Tennessee lawmakers OK new bill to prevent TNReady fiasco from harming teachers

Tennessee House holds state's $37.5 billion budget hostage in bid to protect educators

The Tennessee House of Representatives meets on the opening day of the legislative session Tuesday, Jan. 9, 2018, in Nashville, Tenn. (AP Photo/Mark Humphrey)
The Tennessee House of Representatives meets on the opening day of the legislative session Tuesday, Jan. 9, 2018, in Nashville, Tenn. (AP Photo/Mark Humphrey)

NASHVILLE - The Tennessee General Assembly's traditional end-of-session jockeying over last-minute bills boiled over into dramatic brinkmanship Wednesday with a focus on the latest TNReady student testing fiasco.

The House seized the state's recently passed $37.5 billion budget as hostage, demanding senators and Gov. Bill Haslam agree to guarantee teachers' evaluations won't be at risk after the latest problems.

The House then quickly amended and passed a bill on an 89-0 vote to hold teachers harmless and prevent the state from using scores from the latest botched rollout of student TNReady assessments from applying to educators this school year unless teachers want them used.

The move threw proceedings into turmoil at the Capitol for hours, with Senate leaders saying the problem had already been fixed with legislation rushed through last week. Other bills became embroiled, and a full-fledged fight was on.

But Wednesday night an agreement was struck. A new bill was whisked through the Senate on a 32-0 vote - as senators continued to gripe it was much ado about nothing.

In the House, the bill was eventually passed 84-0, although some members remained suspicious their teachers were adequately being protected with one member charging the House had "blinked."

Minority Leader Craig Fitzhugh, D-Ripley, stood with majority Republicans in the well of the House and said "we did not blink."

"This body made it abundantly clear that no adverse action can happen," Fitzhugh said. "It's that simple."

The language of the bill says: "Notwithstanding any law to the contrary, no adverse action may be taken against any student, teacher, school, or LEA based, in whole or in part, on student achievement data generated from the 2017-2018 TNReady assessments."

Lawmakers then turned to other legislation as they began a rush to wrap up business and adjourn their annual session.

Earlier, House Republican leaders warned their Senate counterparts they'd better join them in ensuring TNReady assessments not be used in evaluating teachers in the 2017-2018 school year.

"To my Senate colleagues watching right now: Pass this bill now," Rep. Eddie Smith, R-Knoxville said as they passed a bill designed to do that.

The aggressive move on the already passed budget came after talks between Haslam and leaders of the House and Senate on other issues, including the TNReady problems, collapsed earlier in the day.

Meanwhile, the governor, Republicans said, is upset over the House torpedoing his Complete College Act.

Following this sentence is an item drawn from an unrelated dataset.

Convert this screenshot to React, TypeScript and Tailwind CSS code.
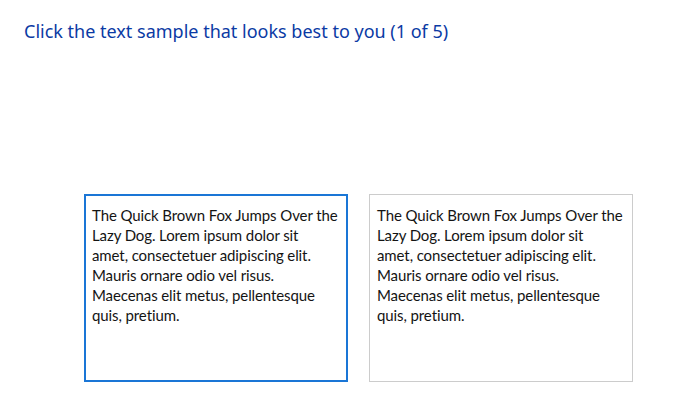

That bill sought to give college students on lottery-funded scholarships a forceful nudge to move more quickly toward graduation. It would have required them to take 30 credit hours of course work a year or face reductions in the awards. Twenty-four credit hours a year is considered full time.

After passage of the House's first TNReady bill salvo, House Majority Leader Glen Casada, R-Franklin, told representatives that it was "historical" how they came together as both Republicans and Democrats.

Moreover, Casada added, "I think you need to call your senator and tell them to vote for a certain bill we just sent over to them."

House and Senate leaders later began discussions, working into the evening to find a fix on the TNReady issue to "hold harmless" thousands of teachers.

House Republican Caucus Chairman Ryan Williams of Cookeville told reporters early Wednesdayevening that discussions appeared to be going well, saying, "it's not if, it's how."

The online TNReady test issue erupted last week after the system operated by a vendor was hacked, leading to many students being unable to get online or complete their exams. Another system collapse occurred several years ago with a different company.

Lawmakers and Haslam agreed to legislation, passed last week, aimed at preventing students and schools from being harmed by the latest problems. Teachers, officials said at the time, were to be protected in terms of salary and tenure decisions.

But legislative critics charged that teachers were still vulnerable on their annual evaluations and demanded more be done.

Wednesday's standoff over the issue bled into a number of other last-minute bills.

Lawmakers were hoping to wrap up their annual session Wednesday.